Cindy Shegan Keeley | Trib Total Media

Individual insurance premiums for plans sold on the Affordable Care Act's marketplace are going up by an average of 4.9 percent in Pennsylvania next year, according to the state Insurance Department.

The relatively small increase comes even as the “individual and small group insurance markets have been subject to intense and deliberate sabotage by the federal government in the past year,” according to a Tuesday news release from the department.

The department cited federal government decisions to shorten the period of time in which people can sign up for the plans and to eliminate the requirement in 2019 that everyone have health insurance.

It also cited President Trump's decision last year to eliminate federal funding for added benefits that had been included in plans for the lowest-income policyholders. The department cited that change last year when it approved an average rate increase of 30 percent for the plans. Increases averaged about 33 percent the year before that.

About 389,000 Pennsylvanians had bought the individual ACA plans and were paying their monthly premiums as of April, according to Centers for Medicare and Medicaid Services data. Most people with the plans don't pay the full percentage increase each year, since federal subsidies adjust their premiums according to their income.

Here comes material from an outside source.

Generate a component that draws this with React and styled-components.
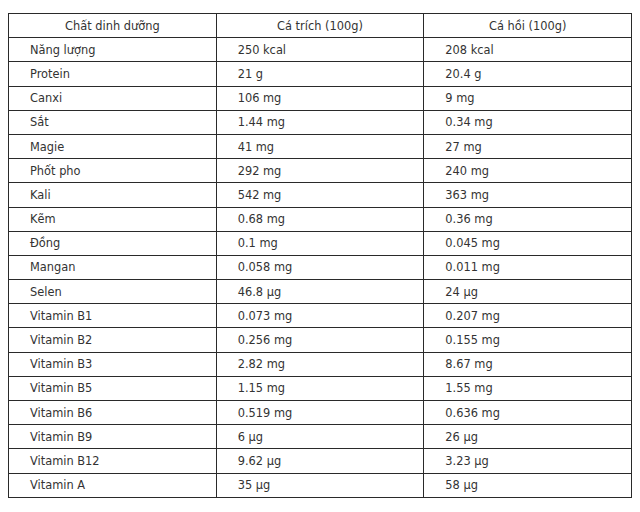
import React from 'react';
import styled, { createGlobalStyle } from 'styled-components';

const GlobalStyle = createGlobalStyle`
  body {
    margin: 0;
    background: #fff;
    font-family: "DejaVu Sans", sans-serif;
  }
`;

const Page = styled.div`
  padding: 13px 8px;
`;

const Table = styled.table`
  width: 624px;
  border-collapse: collapse;
  font-size: 11.4px;
  color: #333;
  table-layout: fixed;
`;

const Row = styled.tr`
  height: 24.2px;
`;

const Head = styled.th`
  border: 1px solid #2a2a2a;
  font-weight: normal;
  text-align: center;
  padding: 0 8px;
`;

const Cell = styled.td`
  border: 1px solid #2a2a2a;
  padding: 0 20px 0 21px;
  text-align: left;
`;

const rows = [
  ['Năng lượng', '250 kcal', '208 kcal'],
  ['Protein', '21 g', '20.4 g'],
  ['Canxi', '106 mg', '9 mg'],
  ['Sắt', '1.44 mg', '0.34 mg'],
  ['Magie', '41 mg', '27 mg'],
  ['Phốt pho', '292 mg', '240 mg'],
  ['Kali', '542 mg', '363 mg'],
  ['Kẽm', '0.68 mg', '0.36 mg'],
  ['Đồng', '0.1 mg', '0.045 mg'],
  ['Mangan', '0.058 mg', '0.011 mg'],
  ['Selen', '46.8 µg', '24 µg'],
  ['Vitamin B1', '0.073 mg', '0.207 mg'],
  ['Vitamin B2', '0.256 mg', '0.155 mg'],
  ['Vitamin B3', '2.82 mg', '8.67 mg'],
  ['Vitamin B5', '1.15 mg', '1.55 mg'],
  ['Vitamin B6', '0.519 mg', '0.636 mg'],
  ['Vitamin B9', '6 µg', '26 µg'],
  ['Vitamin B12', '9.62 µg', '3.23 µg'],
  ['Vitamin A', '35 µg', '58 µg'],
];

export default function App() {
  return (
    <Page>
      <GlobalStyle />
      <Table>
        <thead>
          <Row>
            <Head>Chất dinh dưỡng</Head>
            <Head>Cá trích (100g)</Head>
            <Head>Cá hồi (100g)</Head>
          </Row>
        </thead>
        <tbody>
          {rows.map(r => (
            <Row key={r[0]}>
              <Cell>{r[0]}</Cell>
              <Cell>{r[1]}</Cell>
              <Cell>{r[2]}</Cell>
            </Row>
          ))}
        </tbody>
      </Table>
    </Page>
  );
}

“The majority of consumers will be shielded from this increase and any increase,” state Insurance Commissioner Jessica Altman told reporters Tuesday.

The rate increases don't affect people who get their insurance through an employer.

The average monthly premium for a 27-year-old living in Pittsburgh in 2018 was $293 per month before any adjustments from subsidies, according to a federal Department of Health and Human Services report. Premiums are higher for older people and those who smoke, and prices vary by region.

About 80 percent of Pennsylvanians receive the subsidies, which are available to people who make up to 400 percent of the federal poverty level — about $48,000 for an individual or $98,000 for a family of four.

The statewide average increase of 4.9 percent could include big variations in rate changes by region and by plan around the state. Insurers filed proposed rates on May 21. The Insurance Department isn't going to release region- or plan-specific rates until July 21 since insurers can adjust the requests before then based on input from the federal government.

Under federal law, the department reviews rate increases and can approve or deny the requests.

Altman said no insurers are leaving the Pennsylvania market next year. She declined to say whether any new insurers will be selling plans around the state. Only Highmark and UPMC Health Plan sold plans on the market in Southwestern Pennsylvania last year. Both insurers declined to share their proposed rate changes Tuesday.

The Congressional Budget Office has estimated premiums will rise an average of 15 percent around the country in 2019, attributing 10 percent of the increase to the elimination of the requirement that everyone have insurance. Altman declined to estimate the impact of the change on Pennsylvania rates.

The GOP included language eliminating the requirement in the tax overhaul. Insurers have said the repeal will require price increases in the ACA's individual insurance marketplace because more young, healthy people will likely choose to go without insurance, leaving older, sicker people with higher medical bills in the “pool” of those paying for insurance.

Pennsylvania's uninsured rate of 5.6 percent is the lowest recorded in the state, according to the Insurance Department.